Dry cleaning techniques including gentle brushing, vacuuming with a soft brush attachment, air-blowing with a photographer’s hand blower and ‘airbrasive’ methods, may achieve the desired result without involving potentially damaging liquids. Airbrasive methods involve the use of fine cork or powdered walnut as abrasives.
Chemicals have been used to etch surfaces, to improve the appearance of coloured crystals and to remove unwanted mineral species. Such treatments are not generally recommended and if necessary, as preparation for scientific examination for example, should only be carried out by specialists. The potential loss of information and the risk of long-term damage to the specimen outweigh the usually sought after benefits of these processes.
Repair and Consolidation
The nature of the sample and the reason for the repair will determine the type of repair technique and the adhesive used. Do not use very strong adhesives such as polyesters, cyanoacrylates (‘superglues’) and epoxy resins to repair minerals (King 1992c).

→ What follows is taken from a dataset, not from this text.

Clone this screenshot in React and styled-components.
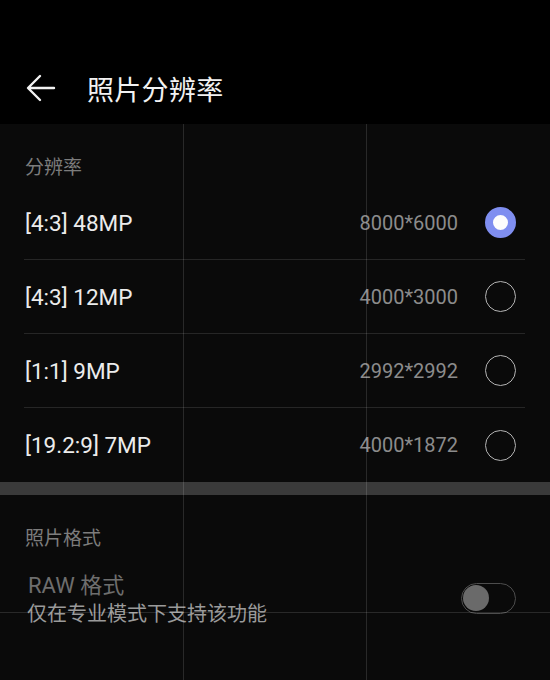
import React from 'react';
import styled, { createGlobalStyle } from 'styled-components';

const RESOLUTIONS = [
  { label: '[4:3] 48MP', size: '8000*6000', checked: true },
  { label: '[4:3] 12MP', size: '4000*3000' },
  { label: '[1:1] 9MP', size: '2992*2992' },
  { label: '[19.2:9] 7MP', size: '4000*1872' },
];

const App = () => {
  return (
    <Screen>
      <GlobalStyle />
      <Header>
        <BackButton aria-label="back">
          <svg width="32" height="32" viewBox="0 0 32 32" fill="none">
            <path d="M29 16H4M15 4L3 16l12 12" stroke="#f2f2f2" strokeWidth="2.4" strokeLinecap="round" strokeLinejoin="round" />
          </svg>
        </BackButton>
        <Title>照片分辨率</Title>
      </Header>

      <Body>
        <SectionLabel>分辨率</SectionLabel>
        <List>
          {RESOLUTIONS.map((r) => (
            <Row key={r.label}>
              <RowLabel>{r.label}</RowLabel>
              <RowValue>{r.size}</RowValue>
              <Radio $checked={r.checked} />
            </Row>
          ))}
        </List>
        <Band />

        <SectionLabel>照片格式</SectionLabel>
        <SwitchRow>
          <SwitchText>
            <SwitchTitle>RAW 格式</SwitchTitle>
            <SwitchHint>仅在专业模式下支持该功能</SwitchHint>
          </SwitchText>
          <Toggle>
            <Knob />
          </Toggle>
        </SwitchRow>

        <GridLineV style={{ left: 183 }} />
        <GridLineV style={{ left: 366 }} />
        <GridLineH style={{ top: 612 - 124 }} />
      </Body>
    </Screen>
  );
};

const GlobalStyle = createGlobalStyle`
  html, body {
    margin: 0;
    padding: 0;
    background: #0a0a0a;
  }
  * {
    box-sizing: border-box;
  }
`;

const Screen = styled.div`
  width: 550px;
  height: 680px;
  overflow: hidden;
  background: #0a0a0a;
  font-family: Roboto, "Noto Sans CJK SC", sans-serif;
  display: flex;
  flex-direction: column;
`;

const Header = styled.header`
  height: 124px;
  flex-shrink: 0;
  background: #000;
  display: flex;
  align-items: center;
  padding: 52px 0 0 25px;
`;

const BackButton = styled.div`
  width: 32px;
  height: 32px;
  display: flex;
  align-items: center;
  justify-content: center;
`;

const Title = styled.h1`
  margin: 0 0 0 30px;
  font-size: 27px;
  font-weight: 400;
  color: #f2f2f2;
  letter-spacing: 0.3px;
  font-family: "Noto Sans CJK SC", sans-serif;
`;

const Body = styled.main`
  position: relative;
  flex: 1;
  background: #0a0a0a;
`;

const SectionLabel = styled.div`
  padding: 29px 25px 0;
  height: 62px;
  font-size: 19px;
  color: #7c7c7c;
  font-family: "Noto Sans CJK SC", sans-serif;
  line-height: 26px;
`;

const List = styled.div`
  margin: 0 25px 0 24px;
`;

const Row = styled.div`
  height: 74px;
  display: flex;
  align-items: center;
  padding: 0 9px 0 1px;
  border-bottom: 1px solid #262626;

  &:last-child {
    border-bottom: none;
  }
`;

const RowLabel = styled.span`
  flex: 1;
  font-size: 22.5px;
  color: #ececec;
`;

const RowValue = styled.span`
  font-size: 20px;
  color: #8c8c8c;
  margin-right: 27px;
`;

const Radio = styled.span`
  width: 31px;
  height: 31px;
  border-radius: 50%;
  flex-shrink: 0;
  border: ${(p) => (p.$checked ? '8.5px solid #7f8ef0' : '1.6px solid #b4b4b4')};
  background: ${(p) => (p.$checked ? '#fdfdfd' : 'transparent')};
`;

const Band = styled.div`
  height: 13px;
  background: #3a3a3a;
`;

const SwitchRow = styled.div`
  display: flex;
  align-items: center;
  padding: 0 34px 0 28px;
  margin-top: 15px;
`;

const SwitchText = styled.div`
  flex: 1;
  display: flex;
  flex-direction: column;
  font-family: Roboto, "Noto Sans CJK SC", sans-serif;
`;

const SwitchTitle = styled.span`
  font-size: 22px;
  line-height: 28px;
  color: #6e6e6e;
`;

const SwitchHint = styled.span`
  margin-left: -1px;
  font-size: 20px;
  line-height: 28px;
  color: #9a9a9a;
`;

const Toggle = styled.div`
  width: 55px;
  height: 31px;
  border-radius: 16px;
  border: 1.5px solid #4d4d4d;
  display: flex;
  align-items: center;
  padding-left: 1px;
  margin-top: -4px;
`;

const Knob = styled.div`
  width: 26px;
  height: 26px;
  border-radius: 50%;
  background: #6a6a6a;
`;

const GridLineV = styled.div`
  position: absolute;
  top: 0;
  bottom: 0;
  width: 1px;
  background: rgba(255, 255, 255, 0.13);
  pointer-events: none;
`;

const GridLineH = styled.div`
  position: absolute;
  left: 0;
  right: 0;
  height: 1px;
  background: rgba(255, 255, 255, 0.13);
  pointer-events: none;
`;

export default App;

Repair techniques and suitable adhesives for the repair and consolidation of stone are described earlier in this chapter. A summary of commonly used adhesives, their constituents and features of their application is provided elsewhere (King 1992c). Note that any materials used to consolidate stone materials should have similar thermal expansion properties to the stone in question. If not, differential thermal expansion could result, leading to significant damage to the object.